# Start of Source data
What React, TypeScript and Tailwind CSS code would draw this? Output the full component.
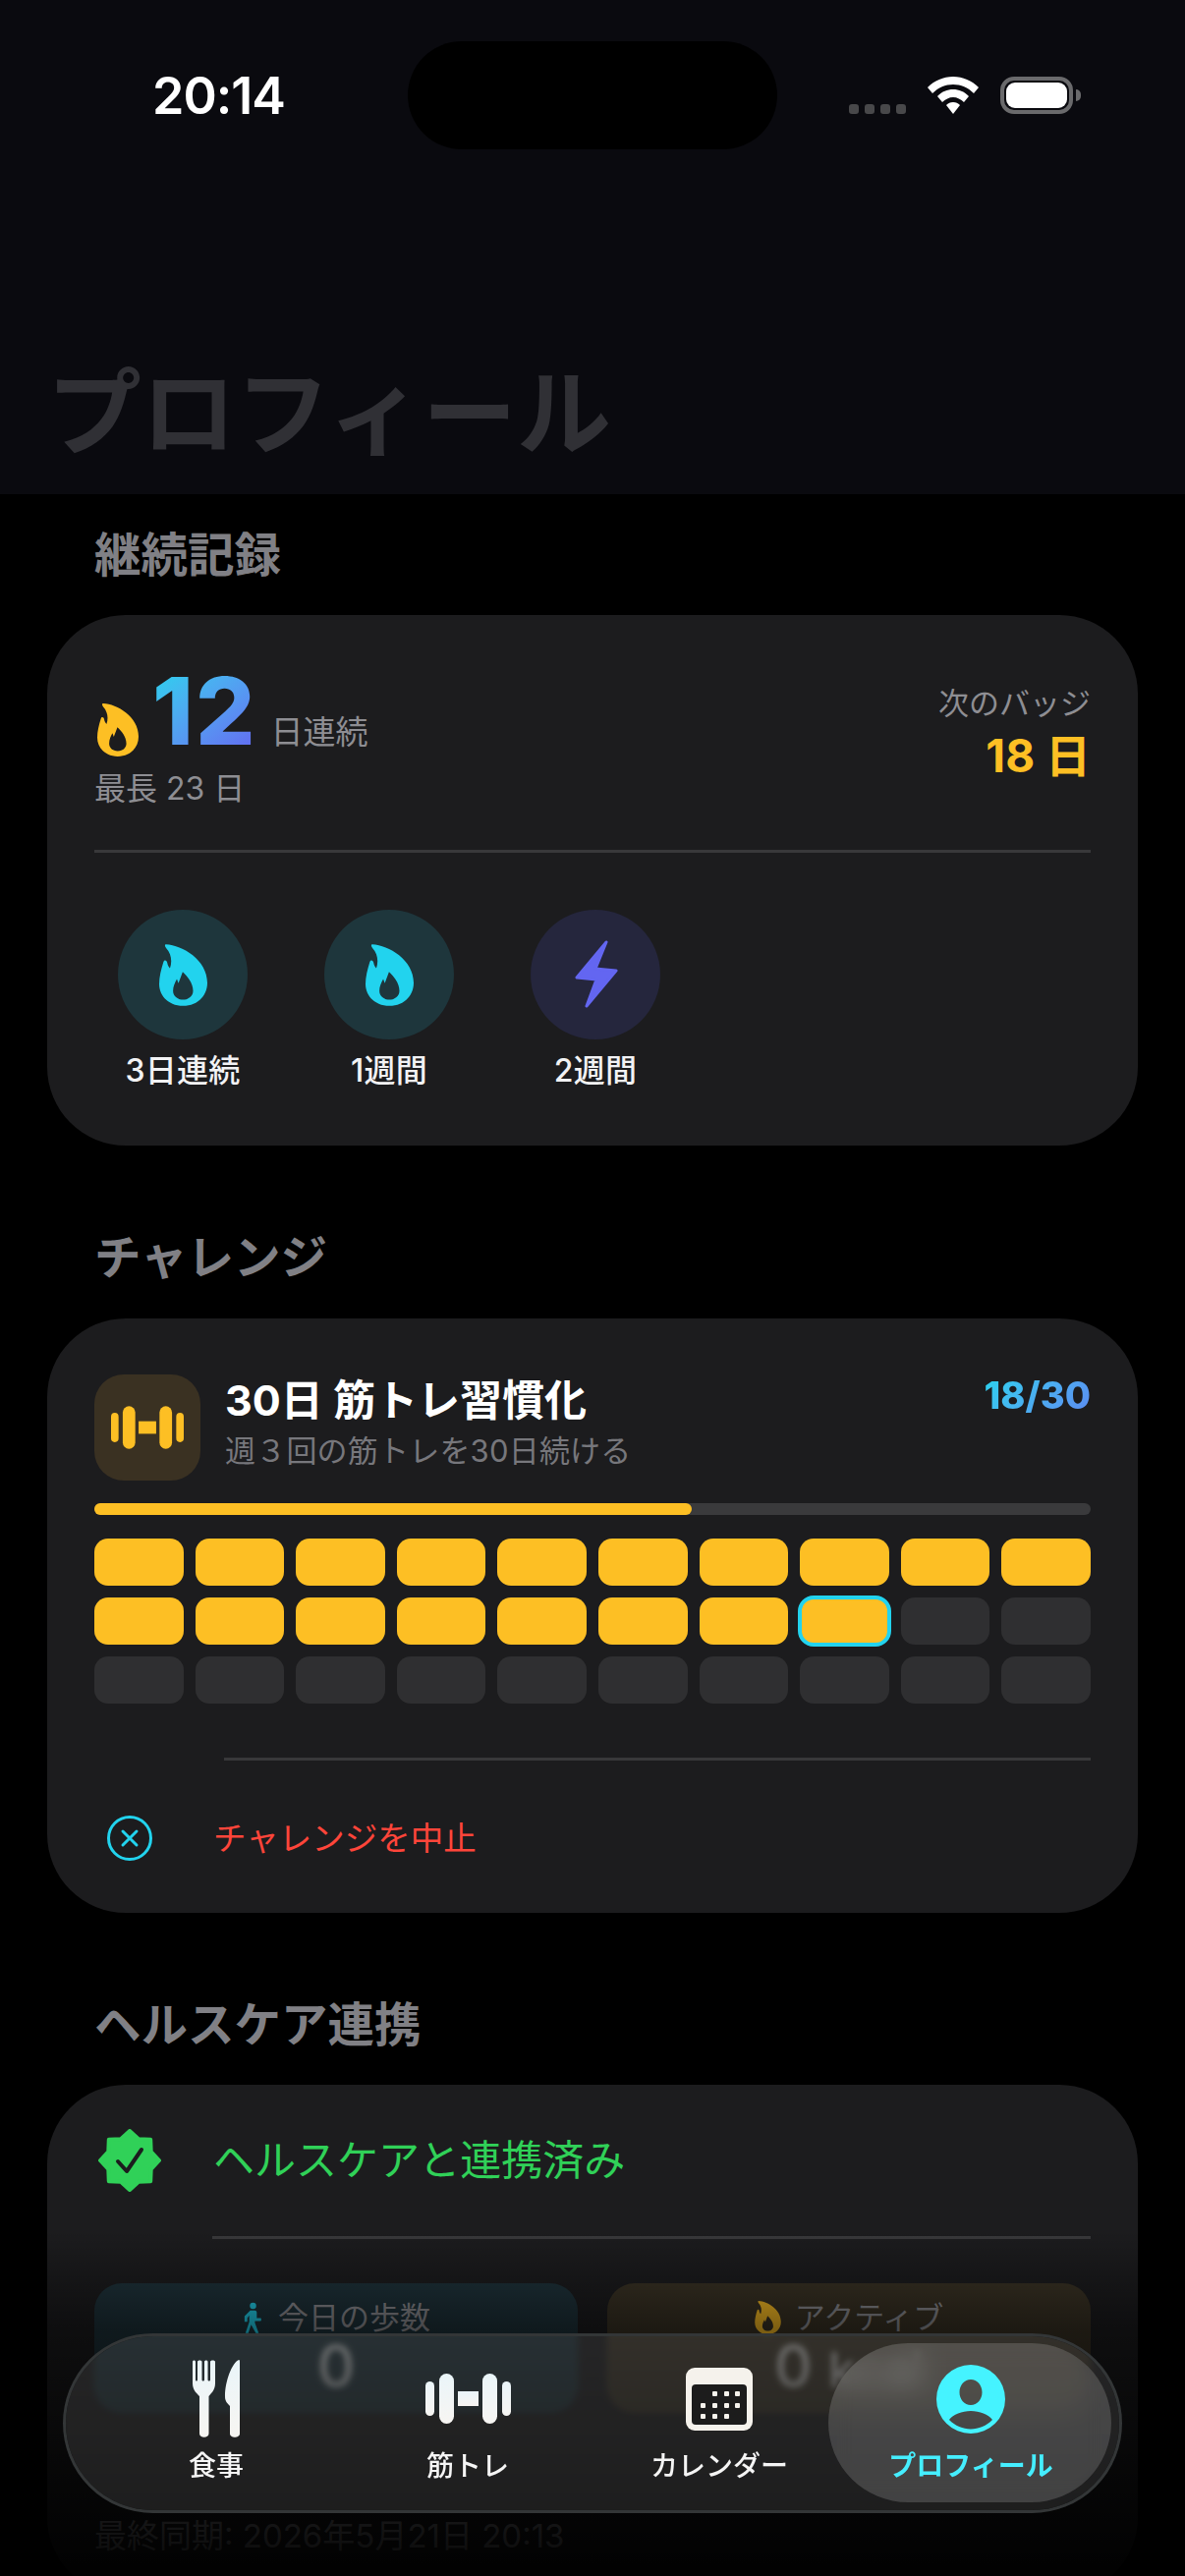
import React from 'react';

const FLAME =
  'M18 0C60 2 125 40 125 100C125 135 98 160 62 160C26 160 0 135 0 103C0 85 5 65 11 46C13 39 20 41 21 48C22 54 25 59 28 62C34 45 32 25 18 10C14 5 14 0 18 0ZM61 72C73 83 88 101 88 121C88 135 76 144 62 144C48 144 36 135 36 121C36 109 41 99 46 90L50 101Z';

const Flame = ({ className }: { className: string }) => (
  <svg viewBox="0 0 125 160" className={className}>
    <path d={FLAME} fillRule="evenodd" fill="currentColor" />
  </svg>
);

const Dumbbell = ({ className }: { className: string }) => (
  <svg viewBox="0 0 87 51" className={className} fill="currentColor">
    <rect x="0" y="8" width="9" height="35" rx="4.5" />
    <rect x="14" y="0" width="15" height="51" rx="7.5" />
    <rect x="33" y="18" width="21" height="15" />
    <rect x="58" y="0" width="15" height="51" rx="7.5" />
    <rect x="78" y="8" width="9" height="35" rx="4.5" />
  </svg>
);

// checkmark.seal: 8 tips, 16 vertices around the centre
const sealPoints = Array.from({ length: 16 }, (_, i) => {
  const a = (i * Math.PI) / 8 - Math.PI / 2;
  const r = i % 2 === 0 ? 30 : 23.5;
  return `${32 + r * Math.cos(a)},${32 + r * Math.sin(a)}`;
}).join(' ');

const Seal = () => (
  <svg viewBox="0 0 64 64" className="w-[64px] h-[64px]">
    <polygon points={sealPoints} fill="#30d158" stroke="#30d158" strokeWidth="4" strokeLinejoin="round" />
    <path d="M20 33L29 43L44 21" fill="none" stroke="#1c1c1e" strokeWidth="4" strokeLinecap="round" strokeLinejoin="round" />
  </svg>
);

const Walk = () => (
  <svg viewBox="0 0 24 34" className="w-[23px] h-[33px]" fill="#22d3ee">
    <circle cx="12" cy="4" r="3.4" />
    <path d="M9 9H14C15 9 16 10 16 11V17H20C21 17 21 20 20 20H14V22L18 33H15L10 24L7 33H4L8 21V14L6 17V21H3V15Z" />
  </svg>
);

const Badge = ({ label, bg, children }: { label: string; bg: string; children: React.ReactNode }) => (
  <div className="w-[210px] flex flex-col items-center">
    <div className={`w-[132px] h-[132px] rounded-full flex items-center justify-center ${bg}`}>{children}</div>
    <span className="mt-[10px] text-[32px] leading-[44px] font-medium tracking-[0.2px] text-[#f2f2f4]">{label}</span>
  </div>
);

const SectionTitle = ({ children, className }: { children: React.ReactNode; className: string }) => (
  <h2 className={`ml-[96px] text-[47.5px] leading-[60px] font-bold text-[#808085] ${className}`}>{children}</h2>
);

const NavItem = ({ label, active, children }: { label: string; active?: boolean; children: React.ReactNode }) => (
  <div className="w-[256px] flex flex-col items-center justify-end h-[162px] pb-[20px]">
    <div className="h-[80px] flex items-center justify-center">{children}</div>
    <span className={`mt-[10px] text-[28px] leading-[36px] ${active ? 'font-bold text-[#45eeff]' : 'font-medium text-[#f5f5f5]'}`}>{label}</span>
  </div>
);

export default function App() {
  const cells = Array.from({ length: 30 }, (_, i) => i);

  return (
    <div className="relative w-[1206px] h-[2622px] overflow-hidden bg-black font-['Inter','Noto_Sans_CJK_JP',sans-serif]">
      {/* header */}
      <div className="h-[503px] bg-[#0a0a0f] flex flex-col">
        <div className="flex items-start h-[340px] pt-[70px] pl-[155px] pr-[106px]">
          <span className="text-[52px] leading-[56px] font-semibold text-white tracking-[-1px]">20:14</span>
          <div className="ml-auto flex items-start gap-[22px] pt-[8px]">
            <div className="flex gap-[6px] mt-[28px]">
              <i className="w-[10px] h-[10px] rounded-[3px] bg-[#48484a]" />
              <i className="w-[10px] h-[10px] rounded-[3px] bg-[#48484a]" />
              <i className="w-[10px] h-[10px] rounded-[3px] bg-[#48484a]" />
              <i className="w-[10px] h-[10px] rounded-[3px] bg-[#48484a]" />
            </div>
            <svg viewBox="0 0 52 38" className="w-[52px] h-[38px]" fill="white">
              <path d="M26 0C36 0 45 4 52 11L47 17C41 11 34 8 26 8C18 8 11 11 5 17L0 11C7 4 16 0 26 0Z" />
              <path d="M26 13C32 13 37 15 42 20L37 26C34 23 30 21 26 21C22 21 18 23 15 26L10 20C15 15 20 13 26 13Z" />
              <path d="M26 26C29 26 31 27 33 29L26 38L19 29C21 27 23 26 26 26Z" />
            </svg>
            <div className="flex items-center">
              <div className="w-[74px] h-[38px] rounded-[14px] border-[4px] border-[#6a6a6c] p-[2px]">
                <div className="w-full h-full rounded-[9px] bg-white" />
              </div>
              <div className="ml-[3px] w-[5px] h-[12px] rounded-r-full bg-[#6a6a6c]" />
            </div>
          </div>
        </div>
        <h1 className="ml-[48px] mt-[20px] text-[96px] leading-[120px] font-bold text-[#303035]">プロフィール</h1>
      </div>
      <div className="absolute left-[415px] top-[42px] w-[376px] h-[110px] rounded-full bg-black" />

      <SectionTitle className="mt-[32px] mb-[31px]">継続記録</SectionTitle>

      {/* streak */}
      <div className="mx-[48px] h-[540px] rounded-[80px] bg-[#1c1c1e] px-[48px] pt-[56px]">
        <div className="flex justify-between h-[129px]">
          <div>
            <div className="flex items-end h-[84px]">
              <Flame className="w-[42px] h-[54px] ml-[3px] mb-[-4px] text-[#fdbf24]" />
              <span className="ml-[14px] text-[95px] leading-[84px] font-extrabold tracking-[2px] bg-linear-to-br from-[#22d3ee] to-[#6366f1] bg-clip-text text-transparent">12</span>
              <span className="ml-[14px] mb-[1px] text-[33px] leading-[40px] text-[#8e8e93]">日連続</span>
            </div>
            <div className="mt-[17px] text-[32px] leading-[40px] text-[#8e8e93]">最長 23 日</div>
          </div>
          <div className="flex flex-col items-end pt-[14px]">
            <span className="text-[31px] leading-[40px] text-[#8e8e93]">次のバッジ</span>
            <span className="mt-[6px] text-[46px] leading-[54px] font-bold text-[#fdbf24]">18 日</span>
          </div>
        </div>
        <div className="h-[3px] bg-[#38383a] mt-[54px]" />
        <div className="flex mt-[58px] ml-[-15px]">
          <Badge label="3日連続" bg="bg-[#1e363c]"><Flame className="w-[49px] h-[63px] text-[#22d3ee]" /></Badge>
          <Badge label="1週間" bg="bg-[#1e363c]"><Flame className="w-[49px] h-[63px] text-[#22d3ee]" /></Badge>
          <Badge label="2週間" bg="bg-[#25263d]">
            <svg viewBox="-2 -2 45 70" className="w-[45px] h-[70px]">
              <path d="M31 0L1 36L21 38L11 65L41 29L20 27Z" fill="#6366f1" stroke="#6366f1" strokeWidth="3" strokeLinejoin="round" />
            </svg>
          </Badge>
        </div>
      </div>

      <SectionTitle className="mt-[84px] mb-[32px]">チャレンジ</SectionTitle>

      {/* challenge */}
      <div className="mx-[48px] h-[605px] rounded-[80px] bg-[#1c1c1e] px-[48px] pt-[57px]">
        <div className="flex h-[108px]">
          <div className="w-[108px] h-[108px] rounded-[30px] bg-[#3a3122] flex items-center justify-center">
            <Dumbbell className="w-[74px] h-[44px] text-[#fdbf24]" />
          </div>
          <div className="ml-[25px]">
            <div className="text-[43px] leading-[52px] font-bold text-white">30日 筋トレ習慣化</div>
            <div className="mt-[6px] text-[31px] leading-[40px] tracking-[0.2px] text-[#77777c]">週３回の筋トレを30日続ける</div>
          </div>
          <span className="ml-auto mt-[-2px] text-[38px] leading-[46px] font-extrabold bg-linear-to-br from-[#22d3ee] to-[#6366f1] bg-clip-text text-transparent">18/30</span>
        </div>
        <div className="mt-[23px] h-[12px] rounded-full bg-[#3a3a3c]">
          <div className="w-3/5 h-full rounded-full bg-[#fdbf24]" />
        </div>
        <div className="mt-[24px] grid grid-cols-10 gap-[12px]">
          {cells.map((i) => (
            <div
              key={i}
              className={`h-[48px] rounded-[14px] ${i < 18 ? 'bg-[#fdbf24]' : 'bg-[#2f2f31]'} ${i === 17 ? 'outline-[4px] outline-[#22d3ee] -outline-offset-[2px]' : ''}`}
            />
          ))}
        </div>
        <div className="ml-[132px] mt-[55px] h-[3px] bg-[#38383a]" />
        <div className="flex items-center h-[158px]">
          <svg viewBox="0 0 46 46" className="ml-[13px] w-[46px] h-[46px]" fill="none" stroke="#22d3ee" strokeWidth="3">
            <circle cx="23" cy="23" r="21.5" />
            <path d="M16 16L30 30M30 16L16 30" strokeLinecap="round" />
          </svg>
          <span className="ml-[62px] text-[33.5px] leading-[44px] text-[#ff453a]">チャレンジを中止</span>
        </div>
      </div>

      <SectionTitle className="mt-[84px] mb-[31px]">ヘルスケア連携</SectionTitle>

      {/* health */}
      <div className="mx-[48px] h-[520px] rounded-[80px] bg-[#1c1c1e] px-[48px] pt-[45px]">
        <div className="flex items-center h-[64px]">
          <div className="ml-[4px]"><Seal /></div>
          <span className="ml-[53px] text-[42px] leading-[54px] text-[#30d158]">ヘルスケアと連携済み</span>
        </div>
        <div className="ml-[120px] mt-[45px] h-[3px] bg-[#38383a]" />
        <div className="mt-[45px] flex gap-[30px]">
          <div className="flex-1 h-[132px] rounded-[28px] bg-[#1f333b] flex flex-col items-center pt-[16px]">
            <div className="flex items-center gap-[14px]">
              <Walk />
              <span className="text-[31px] leading-[38px] text-[#8e8e93]">今日の歩数</span>
            </div>
            <span className="mt-[-3px] text-[60px] leading-[66px] font-medium text-white/70">0</span>
          </div>
          <div className="flex-1 h-[132px] rounded-[28px] bg-[#3a3325] flex flex-col items-center pt-[16px]">
            <div className="flex items-center gap-[14px]">
              <Flame className="w-[27px] h-[34px] text-[#fdbf24]" />
              <span className="text-[31px] leading-[38px] text-[#8e8e93]">アクティブ</span>
            </div>
            <span className="mt-[-3px] text-[60px] leading-[66px] font-medium text-white/70">0 <span className="text-[50px]">kcal</span></span>
          </div>
        </div>
        <div className="mt-[105px] text-[33px] leading-[40px] text-[#8e8e93]">最終同期: 2026年5月21日 20:13</div>
      </div>

      {/* bottom fade over the scrolling content */}
      <div className="absolute left-0 right-0 top-[2270px] bottom-0 bg-[linear-gradient(to_bottom,rgba(0,0,0,0)_0px,rgba(0,0,0,0.5)_100px,rgba(0,0,0,0.88)_310px,rgba(0,0,0,0.95)_352px)]" />

      {/* tab bar */}
      <div className="absolute left-[64px] top-[2375px] w-[1078px] h-[183px]">
        <div className="absolute inset-0 rounded-full border-[3px] border-[#333637] bg-white/10 bg-clip-padding backdrop-blur-[3px]" />
        <div className="absolute left-[779px] top-[10px] w-[288px] h-[162px] rounded-full bg-white/[0.16] backdrop-blur-[12px]" />
        <div className="relative flex items-center h-full pl-[28px]">
          <NavItem label="食事">
            <svg viewBox="0 0 48 79" className="w-[48px] h-[79px]">
              <defs>
                <linearGradient id="ico" x1="0" y1="0" x2="0" y2="1">
                  <stop offset="0" stopColor="#eaf5f9" />
                  <stop offset="1" stopColor="#f7f5f2" />
                </linearGradient>
              </defs>
              <path d="M0 2C0 0 3 0 3 2V20C3 22 5 22 5 20V2C5 0 9.5 0 9.5 2V20C9.5 22 12 22 12 20V2C12 0 15.5 0 15.5 2V20C15.5 22 18 22 18 20V2C18 0 23 0 23 2V24C23 31 18 35 16.5 37V75C16.5 80 7 80 7 75V37C5 35 0 31 0 24Z" fill="url(#ico)" />
              <path d="M47 0C47.6 0 48 .6 48 2V75C48 80 38 80 38 75V47C34 43 33 41 33 37C33 22 40 3 47 0Z" fill="url(#ico)" />
            </svg>
          </NavItem>
          <NavItem label="筋トレ">
            <svg viewBox="0 0 87 51" className="w-[87px] h-[51px]" fill="url(#ico)">
              <rect x="0" y="8" width="9" height="35" rx="4.5" />
              <rect x="14" y="0" width="15" height="51" rx="7.5" />
              <rect x="33" y="18" width="21" height="15" />
              <rect x="58" y="0" width="15" height="51" rx="7.5" />
              <rect x="78" y="8" width="9" height="35" rx="4.5" />
            </svg>
          </NavItem>
          <NavItem label="カレンダー">
            <svg viewBox="0 0 68 64" className="w-[68px] h-[64px]">
              <rect width="68" height="64" rx="9" fill="#f5f2ec" />
              <rect x="6" y="17" width="56" height="41" rx="4" fill="#1c1c1c" />
              <g fill="#f5f2ec">
                <rect x="27" y="24" width="5" height="5" rx="1" />
                <rect x="39" y="24" width="5" height="5" rx="1" />
                <rect x="50" y="24" width="5" height="5" rx="1" />
                <rect x="15" y="36" width="5" height="5" rx="1" />
                <rect x="27" y="36" width="5" height="5" rx="1" />
                <rect x="39" y="36" width="5" height="5" rx="1" />
                <rect x="50" y="36" width="5" height="5" rx="1" />
                <rect x="15" y="47" width="5" height="5" rx="1" />
                <rect x="27" y="47" width="5" height="5" rx="1" />
                <rect x="39" y="47" width="5" height="5" rx="1" />
              </g>
            </svg>
          </NavItem>
          <NavItem label="プロフィール" active>
            <svg viewBox="0 0 70 70" className="w-[70px] h-[70px]">
              <path
                fillRule="evenodd"
                fill="#45f3ff"
                d="M35 0A35 35 0 1 1 35 70A35 35 0 1 1 35 0ZM35 15C28.5 15 23.5 20.8 23.5 28C23.5 35.2 28.5 41 35 41C41.5 41 46.5 35.2 46.5 28C46.5 20.8 41.5 15 35 15ZM13 56C19 62 27 65.5 35 65.5C43 65.5 51 62 57 56C53 50.5 44 47 35 47C26 47 17 50.5 13 56Z"
              />
            </svg>
          </NavItem>
        </div>
      </div>
    </div>
  );
}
# End of Source data
* What the exercise asks *
Please take the lines from the beginning of the data above through the line holding "import React from 'react';" and transcribe them exactly, without any pictures.

* Full solution *
What React, TypeScript and Tailwind CSS code would draw this? Output the full component.
import React from 'react';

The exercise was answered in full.